Russell Kirk knew that the economic blends into the political, and the political into the ethical, and the ethical into the religious. Until we can sharpen our vision and learn to wield the five swords of imagination, we will continue to be marginalized as a movement. Party politics are intellectually bankrupt, and we need to do serious thinking, writing and teaching to replenish the vision, drawing on the deeper wellsprings of truth.
Let me offer a challenge to the readers and writers of The Imaginative Conservative. What ten books would you recommend as the absolute essential reading list for leaders today, which would equip them to wield the five swords of imagination and lead effectively? I ask this because I have been pained to see the shortsighted and sometimes downright ignorant responses of would-be leaders. (“Honey, go home and read some books!” was my uncharitable response to one, uttered in the privacy of our living room.) So here is my challenge to you: What do you suggest the wise and virtuous leader today ABSOLUTELY must read?
When Russell Kirk was asked by President Nixon what he should read, he answered Notes Toward the Definition of Culture by T.S. Eliot. So I will make that my first nomination. What are yours?
This essay was first published here in August 2010.
The Imaginative Conservative applies the principle of appreciation to the discussion of culture and politics—we approach dialogue with magnanimity rather than with mere civility. Will you help us remain a refreshing oasis in the increasingly contentious arena of modern discourse? Please consider donating now.

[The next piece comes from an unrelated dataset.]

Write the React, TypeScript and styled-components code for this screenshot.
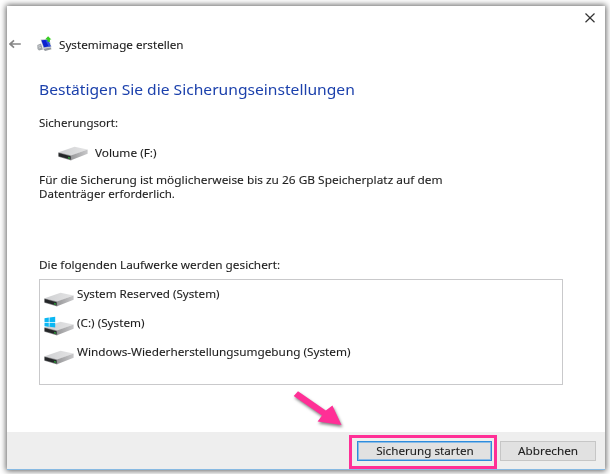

The featured image, uploaded by Brian Henley, is a photograph of the statue ‘Gallos’, located at Tintagel Castle. This file is licensed under the Creative Commons Attribution-Share Alike 2.0 Generic license, courtesy of Wikimedia Commons.
Great question, Barbara. My nominations are as follows:
The Bible
The Illiad, Homer
The Peloponnesian War, Thucydides
The Republic, Plato
Nicomachean Ethics, Aristotle
Summa Theologica, St. Thomas Aquinas
Divine Comedy, Dante
Complete Works of Shakespeare
Democracy in America, Alexis de Tocqueville
Leisure as the Basis of Culture, Joseph Pieper
The Bible
From Dawn To Decadance
T.S. Eliot and his Age
The Demoralization of Society (Himmelfarb)
The Greek Fathers (Fortescue)
Augustine's Confessions
Near'r My God
Washington's Crossing (Fischer)
The Fight For Jerusalem
Thomas Moore's Letters From The Tower
1a) The Bible. Read the lectionary daily. Preferably with your children. It is instructive to remember – the Bible was the first honest history of both Moses and their Kings. We give the honor of “First Historian” to Herodotus, but that title should be shared with the Jews.
1b) One Book to rule them all, One Book to find them,
One Book to bring them all. Standing in the light to bind them.
Far and away, Kirk’s Book “The Roots of American Order” stands alone in 20th century literature (yes, ahead of Tolkien and Lewis). Because of it’s sweep, I put it ahead of every ancient book we might read. Kirk’s Book alone gives all of those books context – it binds them. Alas, I did not find Kirk’s masterpiece until my 60th year.
Why is it so important? The Jews have 633 laws, the West has 3500 years of history. Which are the salient points? For the Jews, those are the 10 commandments. For the West, it is Kirk gives us the mantra: “Jerusalem, Athens, Rome and London lead to Philadelphia.” By combining Jerusalem with the others, Kirk cut the Gordian Knot of education for me. Our Four Roots nursed our fledgling republic, culminating in our Constitution. Every other book should be seen through Kirk’s lens. Otherwise we get Presidents who think we are no more exceptional than the Greeks.
Every college should teach Kirk’s book as a course, and every high school should have an 8th grade version. Every high school student should know both the Ten Commandments and a simplified version titled perhaps “Kirk’s Rudiments of American Order.” If a real scholar cannot write that, I may have to one day.
In short, our children shouldn’t wait until their 60th birthday to learn what I have belatedly found.
p.s. Every high school student would then have this “elevator speech”:
“Philadelphia rests on the roots of Jerusalem, Athens, Rome, and London. America has inherited the ordering of the soul from the ancient Hebrews, the ordering of the mind from the ancient Greeks, the ordering of the polity rooted in virtue from ancient Rome, the hope of redemption from Christian Jerusalem, common law and contracts from London. Together, the incremental growth of these truths over 3,000 years produced the tree of ordered liberty—a sapling of which was planted in the American colonies and took shape in our Constitution in Philadelphia.” Yes, I am teaching this mantra to my children.
So, the top ten in order:
Top Ten List:
1a) The Bible (daily, of course follow the lectionary)
1b) Russell Kirk’s The Roots of American Order.
3) Esolen’s The Politically Incorrect Guide To Western Civilization (another very good synopsis for every man)
4) Aristotle’s Politics
5) Thucydides’s Peloponnesian War (I did not read this book until I was 45. Another crime against my educaiton.)
6) Mike Duncan’s The Storm before the Storm (I am more interested in Duncan’s “Fall of the Roman Republic” than Gibbon’s Roman Empire…
7) Two works of Shakespeare: The Tempest followed by King Lear
8) Chernow’s Washington: A Life
9) McClay’s Land of Hope
10) Huntington’s The Clash of Civilizations and the Remaking of World Order
11) Then start over and read these again.